>> start

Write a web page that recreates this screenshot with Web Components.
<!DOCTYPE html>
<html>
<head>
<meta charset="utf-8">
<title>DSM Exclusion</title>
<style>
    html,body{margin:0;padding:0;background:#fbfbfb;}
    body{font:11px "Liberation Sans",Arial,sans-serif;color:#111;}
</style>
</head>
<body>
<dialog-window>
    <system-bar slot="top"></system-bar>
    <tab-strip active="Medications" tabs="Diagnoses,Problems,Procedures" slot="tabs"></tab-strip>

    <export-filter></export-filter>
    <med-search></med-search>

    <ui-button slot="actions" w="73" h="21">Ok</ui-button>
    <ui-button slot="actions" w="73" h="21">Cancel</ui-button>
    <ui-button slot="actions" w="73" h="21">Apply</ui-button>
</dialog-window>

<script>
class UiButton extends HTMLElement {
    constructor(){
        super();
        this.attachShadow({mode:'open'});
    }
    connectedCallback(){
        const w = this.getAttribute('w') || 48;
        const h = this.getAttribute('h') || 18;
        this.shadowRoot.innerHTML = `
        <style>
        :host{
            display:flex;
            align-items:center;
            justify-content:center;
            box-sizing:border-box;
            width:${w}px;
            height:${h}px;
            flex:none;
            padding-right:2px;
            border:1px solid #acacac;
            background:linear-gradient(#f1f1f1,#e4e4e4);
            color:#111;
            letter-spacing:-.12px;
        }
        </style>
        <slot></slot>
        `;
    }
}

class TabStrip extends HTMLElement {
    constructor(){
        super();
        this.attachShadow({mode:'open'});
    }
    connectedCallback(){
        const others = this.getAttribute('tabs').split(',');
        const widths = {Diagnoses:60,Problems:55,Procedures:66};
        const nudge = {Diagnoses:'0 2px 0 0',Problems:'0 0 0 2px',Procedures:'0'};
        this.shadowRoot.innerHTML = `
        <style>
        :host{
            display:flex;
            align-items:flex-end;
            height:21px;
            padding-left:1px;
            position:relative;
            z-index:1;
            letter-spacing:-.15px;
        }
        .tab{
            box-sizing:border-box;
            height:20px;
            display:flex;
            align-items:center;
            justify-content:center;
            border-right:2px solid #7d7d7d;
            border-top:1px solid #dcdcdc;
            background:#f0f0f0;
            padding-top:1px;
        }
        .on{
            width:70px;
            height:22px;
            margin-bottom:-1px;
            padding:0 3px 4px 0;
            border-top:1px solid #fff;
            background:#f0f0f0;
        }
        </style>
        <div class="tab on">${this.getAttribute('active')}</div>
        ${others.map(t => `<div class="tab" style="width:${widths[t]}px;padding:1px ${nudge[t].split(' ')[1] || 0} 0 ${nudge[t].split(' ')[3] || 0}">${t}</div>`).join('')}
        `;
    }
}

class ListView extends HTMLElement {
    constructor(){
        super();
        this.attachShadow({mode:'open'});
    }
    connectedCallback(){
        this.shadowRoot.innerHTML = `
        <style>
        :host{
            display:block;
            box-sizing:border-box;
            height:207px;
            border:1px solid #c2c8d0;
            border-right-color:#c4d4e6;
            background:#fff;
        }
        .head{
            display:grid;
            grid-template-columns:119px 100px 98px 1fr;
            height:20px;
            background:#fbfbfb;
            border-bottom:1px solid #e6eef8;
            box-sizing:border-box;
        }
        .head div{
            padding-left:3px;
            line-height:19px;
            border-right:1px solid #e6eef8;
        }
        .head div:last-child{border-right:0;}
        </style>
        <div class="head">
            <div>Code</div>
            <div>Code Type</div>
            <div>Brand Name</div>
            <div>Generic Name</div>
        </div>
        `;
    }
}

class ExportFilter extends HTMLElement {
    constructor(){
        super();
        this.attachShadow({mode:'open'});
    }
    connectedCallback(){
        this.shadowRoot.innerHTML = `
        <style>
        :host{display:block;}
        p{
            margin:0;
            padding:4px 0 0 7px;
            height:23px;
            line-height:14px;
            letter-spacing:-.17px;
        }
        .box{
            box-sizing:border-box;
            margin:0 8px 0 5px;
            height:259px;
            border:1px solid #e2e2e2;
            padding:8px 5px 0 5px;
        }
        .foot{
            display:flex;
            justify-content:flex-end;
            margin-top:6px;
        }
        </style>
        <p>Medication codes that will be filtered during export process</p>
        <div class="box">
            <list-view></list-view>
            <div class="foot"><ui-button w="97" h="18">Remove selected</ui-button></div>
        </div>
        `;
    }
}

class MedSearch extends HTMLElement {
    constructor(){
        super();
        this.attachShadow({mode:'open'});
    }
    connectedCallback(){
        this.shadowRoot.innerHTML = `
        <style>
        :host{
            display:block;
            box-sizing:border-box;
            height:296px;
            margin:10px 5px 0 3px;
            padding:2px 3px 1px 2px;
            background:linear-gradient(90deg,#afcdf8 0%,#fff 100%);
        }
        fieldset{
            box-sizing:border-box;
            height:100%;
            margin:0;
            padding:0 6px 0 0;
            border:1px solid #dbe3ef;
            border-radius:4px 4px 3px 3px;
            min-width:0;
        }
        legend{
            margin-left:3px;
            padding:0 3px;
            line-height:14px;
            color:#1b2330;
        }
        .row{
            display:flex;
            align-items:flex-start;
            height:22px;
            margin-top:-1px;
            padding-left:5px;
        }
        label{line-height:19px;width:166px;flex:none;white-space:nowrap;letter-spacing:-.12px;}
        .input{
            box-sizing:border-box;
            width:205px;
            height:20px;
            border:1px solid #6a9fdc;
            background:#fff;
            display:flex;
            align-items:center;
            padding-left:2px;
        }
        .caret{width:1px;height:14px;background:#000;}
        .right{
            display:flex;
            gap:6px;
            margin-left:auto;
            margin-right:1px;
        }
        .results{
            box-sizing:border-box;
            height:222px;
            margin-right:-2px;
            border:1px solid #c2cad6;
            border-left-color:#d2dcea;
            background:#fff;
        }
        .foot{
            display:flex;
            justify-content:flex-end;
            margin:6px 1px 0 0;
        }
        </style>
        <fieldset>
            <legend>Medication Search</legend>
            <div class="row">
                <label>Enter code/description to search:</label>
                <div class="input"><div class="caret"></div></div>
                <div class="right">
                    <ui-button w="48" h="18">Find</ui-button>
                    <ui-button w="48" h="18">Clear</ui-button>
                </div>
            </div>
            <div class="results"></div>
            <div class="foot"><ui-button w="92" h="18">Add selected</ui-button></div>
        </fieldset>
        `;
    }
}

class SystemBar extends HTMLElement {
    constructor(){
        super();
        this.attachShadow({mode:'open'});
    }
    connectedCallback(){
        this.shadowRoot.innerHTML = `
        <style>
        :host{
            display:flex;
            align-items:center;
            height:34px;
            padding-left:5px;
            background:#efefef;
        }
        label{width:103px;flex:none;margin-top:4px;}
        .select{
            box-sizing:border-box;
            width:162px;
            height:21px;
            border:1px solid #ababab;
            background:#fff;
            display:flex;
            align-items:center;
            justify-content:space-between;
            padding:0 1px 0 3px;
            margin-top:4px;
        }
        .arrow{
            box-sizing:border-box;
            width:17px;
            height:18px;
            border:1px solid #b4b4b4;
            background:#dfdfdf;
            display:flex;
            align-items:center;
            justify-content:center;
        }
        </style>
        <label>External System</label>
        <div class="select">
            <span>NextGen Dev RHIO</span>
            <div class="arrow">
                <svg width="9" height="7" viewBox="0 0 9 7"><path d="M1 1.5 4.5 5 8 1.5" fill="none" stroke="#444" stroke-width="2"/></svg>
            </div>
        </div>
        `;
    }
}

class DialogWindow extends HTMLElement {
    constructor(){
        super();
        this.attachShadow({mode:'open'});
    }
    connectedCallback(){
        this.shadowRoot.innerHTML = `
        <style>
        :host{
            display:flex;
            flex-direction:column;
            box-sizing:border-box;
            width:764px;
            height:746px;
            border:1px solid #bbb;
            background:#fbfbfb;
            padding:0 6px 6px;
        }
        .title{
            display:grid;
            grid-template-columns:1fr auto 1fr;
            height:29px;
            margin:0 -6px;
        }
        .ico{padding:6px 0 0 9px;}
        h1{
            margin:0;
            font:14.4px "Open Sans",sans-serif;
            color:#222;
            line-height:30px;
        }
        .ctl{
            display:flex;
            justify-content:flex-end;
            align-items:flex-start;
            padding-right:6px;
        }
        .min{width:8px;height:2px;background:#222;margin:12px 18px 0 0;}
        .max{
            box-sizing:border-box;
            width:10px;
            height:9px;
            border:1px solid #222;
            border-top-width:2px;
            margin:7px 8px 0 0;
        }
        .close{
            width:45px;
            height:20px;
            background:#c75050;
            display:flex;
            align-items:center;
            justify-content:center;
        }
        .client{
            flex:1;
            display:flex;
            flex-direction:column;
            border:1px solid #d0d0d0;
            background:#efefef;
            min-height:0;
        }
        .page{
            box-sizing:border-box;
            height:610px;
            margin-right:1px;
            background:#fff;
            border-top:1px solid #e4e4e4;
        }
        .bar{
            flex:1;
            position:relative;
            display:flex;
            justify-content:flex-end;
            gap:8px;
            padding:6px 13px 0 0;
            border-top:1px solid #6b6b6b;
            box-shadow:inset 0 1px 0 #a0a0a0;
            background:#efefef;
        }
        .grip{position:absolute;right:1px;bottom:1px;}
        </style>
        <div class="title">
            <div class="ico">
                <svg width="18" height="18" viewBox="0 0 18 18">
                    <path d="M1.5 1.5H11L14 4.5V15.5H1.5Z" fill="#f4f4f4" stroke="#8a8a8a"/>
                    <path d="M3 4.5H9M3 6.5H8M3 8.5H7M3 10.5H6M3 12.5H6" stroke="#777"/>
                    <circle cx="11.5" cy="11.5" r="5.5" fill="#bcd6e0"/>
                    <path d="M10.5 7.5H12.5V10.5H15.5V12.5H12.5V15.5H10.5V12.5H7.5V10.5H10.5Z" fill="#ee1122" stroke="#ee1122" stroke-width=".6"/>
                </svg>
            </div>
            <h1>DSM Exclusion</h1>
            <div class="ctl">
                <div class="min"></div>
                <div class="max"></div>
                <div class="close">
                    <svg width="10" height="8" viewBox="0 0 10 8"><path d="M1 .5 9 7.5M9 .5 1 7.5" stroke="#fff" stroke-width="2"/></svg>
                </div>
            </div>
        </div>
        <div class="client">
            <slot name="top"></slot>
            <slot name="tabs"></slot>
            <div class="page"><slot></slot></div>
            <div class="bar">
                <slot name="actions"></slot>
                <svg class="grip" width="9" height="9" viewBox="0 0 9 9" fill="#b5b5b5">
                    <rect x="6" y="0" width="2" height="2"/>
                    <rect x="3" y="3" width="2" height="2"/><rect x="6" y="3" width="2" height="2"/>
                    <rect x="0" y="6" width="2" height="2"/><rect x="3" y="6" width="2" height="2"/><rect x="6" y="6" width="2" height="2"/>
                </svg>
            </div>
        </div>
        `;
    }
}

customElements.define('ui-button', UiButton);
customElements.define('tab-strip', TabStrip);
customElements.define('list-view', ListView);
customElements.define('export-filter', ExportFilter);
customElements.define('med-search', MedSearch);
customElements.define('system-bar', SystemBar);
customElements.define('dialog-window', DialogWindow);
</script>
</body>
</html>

>> end

## TASK TO COMPLETE
Please print exactly what appears from the first line of the data through the line with "</dialog-window>", including both of those lines and nothing past them.

## WORKED SOLUTION
Write a web page that recreates this screenshot with Web Components.
<!DOCTYPE html>
<html>
<head>
<meta charset="utf-8">
<title>DSM Exclusion</title>
<style>
    html,body{margin:0;padding:0;background:#fbfbfb;}
    body{font:11px "Liberation Sans",Arial,sans-serif;color:#111;}
</style>
</head>
<body>
<dialog-window>
    <system-bar slot="top"></system-bar>
    <tab-strip active="Medications" tabs="Diagnoses,Problems,Procedures" slot="tabs"></tab-strip>

    <export-filter></export-filter>
    <med-search></med-search>

    <ui-button slot="actions" w="73" h="21">Ok</ui-button>
    <ui-button slot="actions" w="73" h="21">Cancel</ui-button>
    <ui-button slot="actions" w="73" h="21">Apply</ui-button>
</dialog-window>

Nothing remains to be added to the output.